The first is that the hawkish shift overnight could be overdone. Warsh’s reluctance to provide his own forecast suggests he may actually be less hawkish than the committee. The dot plot may turn out to be a high water mark rather than a starting point. If the oil price de-escalates, headline inflation falls quickly, and the labour market softens through autumn, the Fed could be back to neutral or even dovish by year end. Investors who position too aggressively for sustained hawkishness could give back gains quickly.
The second is the inverse. The Fed could actually deliver one or two hikes if inflation stays sticky. The 80 per cent probability now priced in swaps markets for at least one more US hike by year end is not trivial. If those hikes arrive, the AUD weakens further, imported inflation rises, the RBA’s job gets harder, and the local rate cycle peak may turn out to be temporary rather than structural.
The third is broader market volatility. New Fed chairs typically take time to establish their communication style, and Warsh has explicitly told markets to expect less hand holding. That means more volatility around economic data releases, more risk that markets misread Fed intentions, and more potential for sharp moves in either direction. Portfolios that depend on stable conditions or low volatility need to be stress tested for the new regime.

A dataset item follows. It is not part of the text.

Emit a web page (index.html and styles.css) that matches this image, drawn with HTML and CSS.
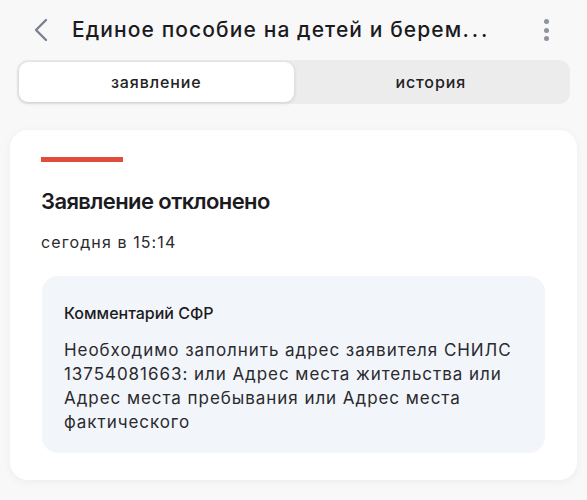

And finally, the geopolitical backdrop remains the most important wildcard. The Middle East situation has been the swing factor in inflation, oil and risk appetite for months. A genuine resolution would change the macro story overnight in a benign direction. A further escalation would do the opposite. Most portfolios are not positioned for either extreme, and that is probably the right place to be.
TAMIM Takeaway
The interesting things in markets rarely happen on the days when everyone is watching. They happen in the small print of statements, in the abstention of a single dot, in the quiet divergence between two central banks that no one has framed clearly yet.
The Federal Reserve and the Reserve Bank of Australia have just started moving in opposite directions for the first time in this cycle. The Fed is now signalling more tightening. The RBA is signalling the peak. That divergence has implications for the Australian dollar, for imported inflation, for the discount rate applied to every long duration Australian asset, and for the relative attractiveness of different parts of the ASX.
Most Australian investors will not have processed any of this yet. The local commentary will catch up over the next week. The market itself will reprice over the next month. By the time the headlines make the divergence obvious, the move will be well underway.
For long term investors, the practical response is the same one that works at every cycle turn. Recognise the regime shift early. Do not overreact to a single piece of news. Tilt portfolios thoughtfully toward quality, real assets, and defensive income. Accept that the path is uncertain and that no single forecast, including this one, will be exactly right.
The Fed has just changed the rules of how it talks to markets. Investors who keep waiting for clear forward guidance will be the ones most surprised by what comes next. The rest of us can keep doing what good long term investors have always done. Own quality. Pay sensible prices. Compound through the noise. And remember that the regime is always shifting at the margin, even when it looks settled.